● TASK GOAL
Each line from the one containing "The picture is" through the one containing "<Backdrop />" is to be retyped exactly, both end lines included, and all other lines left out.
:: DATASET ROWS
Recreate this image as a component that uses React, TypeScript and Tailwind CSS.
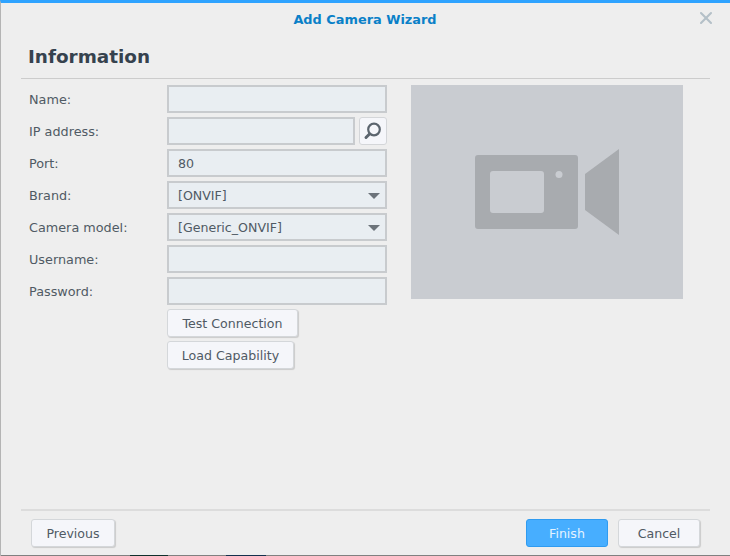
::::
:: DATASET ROWS
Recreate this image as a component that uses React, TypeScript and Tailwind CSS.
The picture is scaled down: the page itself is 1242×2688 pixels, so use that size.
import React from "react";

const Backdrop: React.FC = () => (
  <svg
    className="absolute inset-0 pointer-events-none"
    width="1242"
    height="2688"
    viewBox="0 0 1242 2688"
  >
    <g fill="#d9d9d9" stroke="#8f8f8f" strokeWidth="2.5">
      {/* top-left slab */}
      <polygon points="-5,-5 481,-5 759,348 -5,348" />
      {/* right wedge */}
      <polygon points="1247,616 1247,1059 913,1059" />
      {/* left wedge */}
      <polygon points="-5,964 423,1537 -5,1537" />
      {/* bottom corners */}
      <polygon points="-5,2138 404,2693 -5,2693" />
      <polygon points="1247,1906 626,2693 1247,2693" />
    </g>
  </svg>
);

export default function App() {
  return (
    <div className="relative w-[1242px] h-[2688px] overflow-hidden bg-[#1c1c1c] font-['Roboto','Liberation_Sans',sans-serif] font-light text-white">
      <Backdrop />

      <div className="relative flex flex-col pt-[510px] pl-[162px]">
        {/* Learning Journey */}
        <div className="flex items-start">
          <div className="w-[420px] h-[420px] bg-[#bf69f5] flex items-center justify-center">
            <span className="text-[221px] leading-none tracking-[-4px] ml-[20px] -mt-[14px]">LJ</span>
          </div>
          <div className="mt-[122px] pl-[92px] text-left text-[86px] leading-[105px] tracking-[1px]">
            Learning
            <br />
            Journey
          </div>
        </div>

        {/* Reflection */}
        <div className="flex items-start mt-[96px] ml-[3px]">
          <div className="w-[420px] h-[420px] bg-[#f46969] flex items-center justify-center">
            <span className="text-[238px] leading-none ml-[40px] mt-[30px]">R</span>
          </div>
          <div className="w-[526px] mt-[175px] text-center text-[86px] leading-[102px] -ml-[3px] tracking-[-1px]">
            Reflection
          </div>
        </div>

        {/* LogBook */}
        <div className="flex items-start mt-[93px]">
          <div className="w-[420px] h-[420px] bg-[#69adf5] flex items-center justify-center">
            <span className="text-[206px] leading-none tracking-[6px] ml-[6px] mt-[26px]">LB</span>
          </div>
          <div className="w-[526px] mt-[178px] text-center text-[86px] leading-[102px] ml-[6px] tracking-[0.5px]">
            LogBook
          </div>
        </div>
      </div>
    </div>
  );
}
::::
:: DATASET ROWS
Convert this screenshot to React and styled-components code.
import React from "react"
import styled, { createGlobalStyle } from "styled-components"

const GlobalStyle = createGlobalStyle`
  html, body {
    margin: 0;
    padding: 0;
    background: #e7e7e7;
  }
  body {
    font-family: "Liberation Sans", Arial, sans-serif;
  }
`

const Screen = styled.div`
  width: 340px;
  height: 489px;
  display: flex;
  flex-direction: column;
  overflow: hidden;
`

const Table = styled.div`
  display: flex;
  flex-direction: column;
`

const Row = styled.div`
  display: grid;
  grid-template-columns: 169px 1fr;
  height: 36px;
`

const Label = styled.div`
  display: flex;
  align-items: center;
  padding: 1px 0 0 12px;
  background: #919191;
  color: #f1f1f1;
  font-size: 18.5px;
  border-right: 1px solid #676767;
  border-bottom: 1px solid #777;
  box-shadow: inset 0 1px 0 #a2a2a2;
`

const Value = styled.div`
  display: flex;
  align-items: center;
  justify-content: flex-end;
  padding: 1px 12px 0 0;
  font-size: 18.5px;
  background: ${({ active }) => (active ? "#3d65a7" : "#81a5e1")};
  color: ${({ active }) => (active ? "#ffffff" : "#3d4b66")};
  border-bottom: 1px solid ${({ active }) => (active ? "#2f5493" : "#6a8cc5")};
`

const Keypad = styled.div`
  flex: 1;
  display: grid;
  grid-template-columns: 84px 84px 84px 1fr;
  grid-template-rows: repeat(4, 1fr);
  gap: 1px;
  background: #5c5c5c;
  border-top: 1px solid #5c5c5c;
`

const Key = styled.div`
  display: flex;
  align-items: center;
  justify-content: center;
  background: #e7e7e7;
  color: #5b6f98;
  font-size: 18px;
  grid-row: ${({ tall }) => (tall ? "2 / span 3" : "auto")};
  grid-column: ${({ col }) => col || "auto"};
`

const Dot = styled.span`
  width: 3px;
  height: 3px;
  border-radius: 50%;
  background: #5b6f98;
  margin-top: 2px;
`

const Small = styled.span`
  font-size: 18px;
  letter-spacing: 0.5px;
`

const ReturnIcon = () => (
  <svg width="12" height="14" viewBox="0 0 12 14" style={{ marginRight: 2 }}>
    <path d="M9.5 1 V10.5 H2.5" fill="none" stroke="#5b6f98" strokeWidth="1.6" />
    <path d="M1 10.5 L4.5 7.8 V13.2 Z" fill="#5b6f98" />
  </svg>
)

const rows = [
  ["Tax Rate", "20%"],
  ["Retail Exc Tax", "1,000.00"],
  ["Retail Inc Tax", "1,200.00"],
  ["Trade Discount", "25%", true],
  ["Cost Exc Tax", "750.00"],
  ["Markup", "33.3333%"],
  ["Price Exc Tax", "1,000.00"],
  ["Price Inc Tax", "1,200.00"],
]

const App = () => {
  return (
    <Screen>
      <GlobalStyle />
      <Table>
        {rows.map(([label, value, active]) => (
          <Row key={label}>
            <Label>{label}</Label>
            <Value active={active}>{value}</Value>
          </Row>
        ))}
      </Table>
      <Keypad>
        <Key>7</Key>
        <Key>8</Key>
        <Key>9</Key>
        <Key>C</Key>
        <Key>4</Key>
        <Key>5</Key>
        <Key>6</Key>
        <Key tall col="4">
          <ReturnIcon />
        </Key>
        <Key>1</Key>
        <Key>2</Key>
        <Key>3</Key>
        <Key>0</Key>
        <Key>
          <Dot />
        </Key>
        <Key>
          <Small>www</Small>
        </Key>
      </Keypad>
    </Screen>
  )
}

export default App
::::
● RESPONSE FOR THIS EXERCISE
The picture is scaled down: the page itself is 1242×2688 pixels, so use that size.
import React from "react";

const Backdrop: React.FC = () => (
  <svg
    className="absolute inset-0 pointer-events-none"
    width="1242"
    height="2688"
    viewBox="0 0 1242 2688"
  >
    <g fill="#d9d9d9" stroke="#8f8f8f" strokeWidth="2.5">
      {/* top-left slab */}
      <polygon points="-5,-5 481,-5 759,348 -5,348" />
      {/* right wedge */}
      <polygon points="1247,616 1247,1059 913,1059" />
      {/* left wedge */}
      <polygon points="-5,964 423,1537 -5,1537" />
      {/* bottom corners */}
      <polygon points="-5,2138 404,2693 -5,2693" />
      <polygon points="1247,1906 626,2693 1247,2693" />
    </g>
  </svg>
);

export default function App() {
  return (
    <div className="relative w-[1242px] h-[2688px] overflow-hidden bg-[#1c1c1c] font-['Roboto','Liberation_Sans',sans-serif] font-light text-white">
      <Backdrop />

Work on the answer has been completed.